Mal Brough, creator of the Northern Territory intervention, declared last Saturday that it was a failure,  Jenny Macklin, not surprisingly, denies failure and claims it is both proceeding and succeeding.

I agree with Brough that the intervention was a failure but not for the reasons he has stated. He claims the ALP government has gone soft and failed to follow up, which is odd because the enthusiastic Macklin has fairly faithfully followed his plan but adding even more prescriptive constraints.

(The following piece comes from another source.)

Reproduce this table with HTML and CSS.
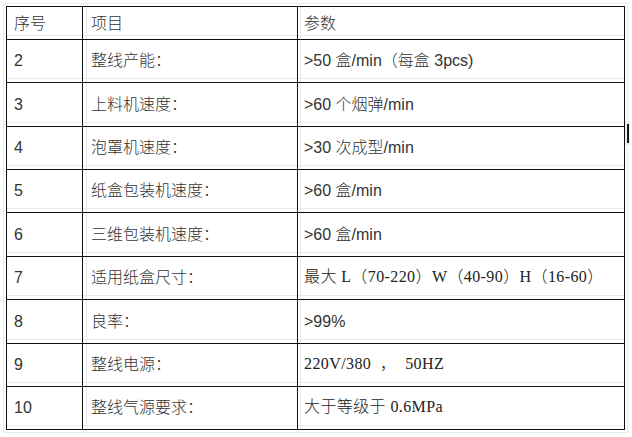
FILE: index.html
```html
<!DOCTYPE html>
<html lang="zh-CN">
<head>
<meta charset="utf-8">
<title>参数表</title>
<link rel="stylesheet" href="styles.css">
</head>
<body>
<div class="page">
  <div class="spec">
    <div class="cell c1 head">序号</div>
    <div class="cell c2 head">项目</div>
    <div class="cell c3 head">参数</div>

    <div class="cell c1">2</div>
    <div class="cell c2">整线产能：</div>
    <div class="cell c3">&gt;50 盒/min（每盒 3pcs)</div>

    <div class="cell c1">3</div>
    <div class="cell c2">上料机速度：</div>
    <div class="cell c3">&gt;60 个烟弹/min</div>

    <div class="cell c1">4</div>
    <div class="cell c2">泡罩机速度：</div>
    <div class="cell c3">&gt;30 次成型/min</div>

    <div class="cell c1">5</div>
    <div class="cell c2">纸盒包装机速度：</div>
    <div class="cell c3">&gt;60 盒/min</div>

    <div class="cell c1">6</div>
    <div class="cell c2">三维包装机速度：</div>
    <div class="cell c3">&gt;60 盒/min</div>

    <div class="cell c1">7</div>
    <div class="cell c2">适用纸盒尺寸：</div>
    <div class="cell c3 song">最大 L（70-220）W（40-90）H（16-60）</div>

    <div class="cell c1">8</div>
    <div class="cell c2">良率：</div>
    <div class="cell c3">&gt;99%</div>

    <div class="cell c1">9</div>
    <div class="cell c2">整线电源：</div>
    <div class="cell c3 song">220V/380  ，  50HZ</div>

    <div class="cell c1">10</div>
    <div class="cell c2">整线气源要求：</div>
    <div class="cell c3 song">大于等级于 0.6MPa</div>
  </div>
  <div class="caret"></div>
</div>
</body>
</html>
```

FILE: styles.css
```css
* { box-sizing: border-box; }

html, body {
  margin: 0;
  padding: 0;
  background: #ffffff;
}

.page {
  position: relative;
  width: 632px;
  height: 437px;
  padding: 6px 0 0 6px;
}

.spec {
  display: grid;
  grid-template-columns: 76px 215px 327px;
  grid-template-rows: 33px 43px 44px 43px 43px 44px 43px 44px 43px 43px;
  width: 619px;
  border-top: 1px solid #111;
  border-left: 1px solid #111;
  font-family: "Liberation Sans", "Noto Sans CJK SC", sans-serif;
  font-size: 16px;
  font-weight: 300;
  color: #333333;
  outline: 1px solid #ececec;
  outline-offset: 2px;
}

.cell {
  display: flex;
  align-items: center;
  border-right: 1px solid #111;
  border-bottom: 1px solid #111;
  white-space: pre;
  line-height: 1;
  background:
    linear-gradient(#e9e9e9, #e9e9e9) left 0 bottom 3px / 100% 1px no-repeat;
}

.cell.head {
  padding-top: 2px;
}

.c1 { padding-left: 7px; }

.c2 {
  padding-left: 8px;
  background:
    linear-gradient(#e9e9e9, #e9e9e9) left 3px top 0 / 1px 100% no-repeat,
    linear-gradient(#e9e9e9, #e9e9e9) left 0 bottom 3px / 100% 1px no-repeat;
}

.c3 {
  padding-left: 6px;
  background:
    linear-gradient(#e9e9e9, #e9e9e9) left 2px top 0 / 1px 100% no-repeat,
    linear-gradient(#e9e9e9, #e9e9e9) left 0 bottom 3px / 100% 1px no-repeat;
}

.song {
  font-family: "Liberation Serif", "Noto Sans CJK SC", serif;
  letter-spacing: 0.4px;
  color: #222222;
  padding-bottom: 3px;
}

.caret {
  position: absolute;
  left: 625px;
  top: 121px;
  width: 5px;
  height: 24px;
  background: #eeeeee;
}

.caret::after {
  content: "";
  position: absolute;
  left: 2px;
  top: 3px;
  width: 2px;
  height: 19px;
  background: #1a1a1a;
}
```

Except for the income management re-design, to allow the reinstatement of  the Racial Discrimination Act, the current policies retain the basic assumptions that Aboriginal communities need paternalistic controls over their lives and institutions. This top down approach of infantilising welfare recipients/communities is oddly assumed to create individualistic “responsibility”, despite no evidence from here or elsewhere that it works.

The intervention has failed because of what was done and the way it was done, and it did not consult or engage with local people or, in many cases, address their problems. More police were often useful, but not more Canberra bureaucrats and business managers. Lots of money went on managing incomes, not improving the services. Reform of the stores was useful but did not need to part of the other processes. Land grabs, embarrassing signs and many other offensive parts of the process cause other problems, some of which led
to people moving away.

Unemployment increased. Unwinding CDEP reduced local activities, adding to boredom and so on. The whole process was fatally flawed by the top down processes, the lack of effective consultation, either initially or in its more recent redesign.

So an argument in the media about whether Brough or Macklin got it right is not the point. One major error is  the NT and Canberra support reducing housing and services to outstations and some smaller settlements to pressure their residents to move to urban hubs. This ignores evidence of better health and other benefits in these settlements and the current Alice experience of what happens when people are moved into hubs.  The displaced drunks and disruptive footloose youth who have moved to Alice show how flawed that idea is.

Nicholas Rothwell is responsible for putting the local problems that some claim are being addressed, into current national interest in his article in The Australian, which is more diatribe than journalism. He claims:

Alice Springs is a township fast spiralling out of control. All the elements for turmoil are present: deep, cold fury among the mainstream population, a reckless gloom among the young bush people loitering here, vast demand for marijuana and a limitless supply, bad, reactive politics, a lack of new ideas, a need for drastic measures and a refusal even to debate the reforms that might have a chance.

… The interesting question today is not whether the authorities charged with the town’s stewardship can manage or suppress the tensions so sharply in the air. It is rather this: will Alice Springs survive in its present form for another 10 years?

Does this type of exposure serve well the distressed victims, black and white? There are problems that need to be addressed but there this type of moral panic style of revelations does not serve to solve problems well. It leads to facile political acts or maybe encourages local vigilante actions and more divisions as people posture for a national audience.

Rothwell’s dramatic and dire warnings, scenes of despair, degradation and incompetence make it a major issue. Brough steps in and we have the basis for more knee-jerk politics. Do classic media based “moral panic” serve the needs of any of the affected groups? Rothwell almost acknowledges this, way down towards the end of his dramatic prose:

In many journalistic reports on the modern frontier, and the nation’s persisting remote area crisis, there’s a tendency to paint things dark: to reach for shock effects, the better to highlight the need for action. But he goes straight on the say In this case, exaggeration’s not even an option. The town is on the brink — of who knows what?

This dire tone may reflect his personal involvement in this, as his partner, not mentioned in the article, is a dissident member of the NT parliament and deeply involved politically. However, we need to learn from other experiences of moral media panics on the NT.

The current shock horror reminds us of what started the original Howard intervention. In an election year he used the media stories and an NT report on possible child s-xual abuse as triggers for action. There is limited evidence that child s-x abuse was the problem in 2007 and nearly four years later, no evidence that the intervention has reduced child s-xual abuse or protected the children in any significant way. The implicit conclusion of a recent report to the NT government on their child protection situation failed to mention the intervention either as a factor in alleviating problems or as a partner in future activities.

There is also no evidence from the various statistics that the NT government and AIHW produce about the NT that there has been any significant reductions in relevant crime statistics or health admissions relating to this areas. On Monday,  The Australian continues its tirades by claiming child pr-stitution trade in Alice but ends its article with a quote from the mayor Damien Ryan. On Sunday, he was arguing that the intervention had been detrimental to the city — even though it is not one of the prescribed areas.

“You have to understand that Alice Springs is the centre for 260 remote communities,” Ryan said. “A lot of people living under the conditions of the intervention have decided to move into areas like Alice Springs — that puts immense stress on all of our services here.”

This statement does not suggest success for the intervention and supports the calls from many, including many Aboriginal elders and the UN, for serious change not gut reactions to bad media.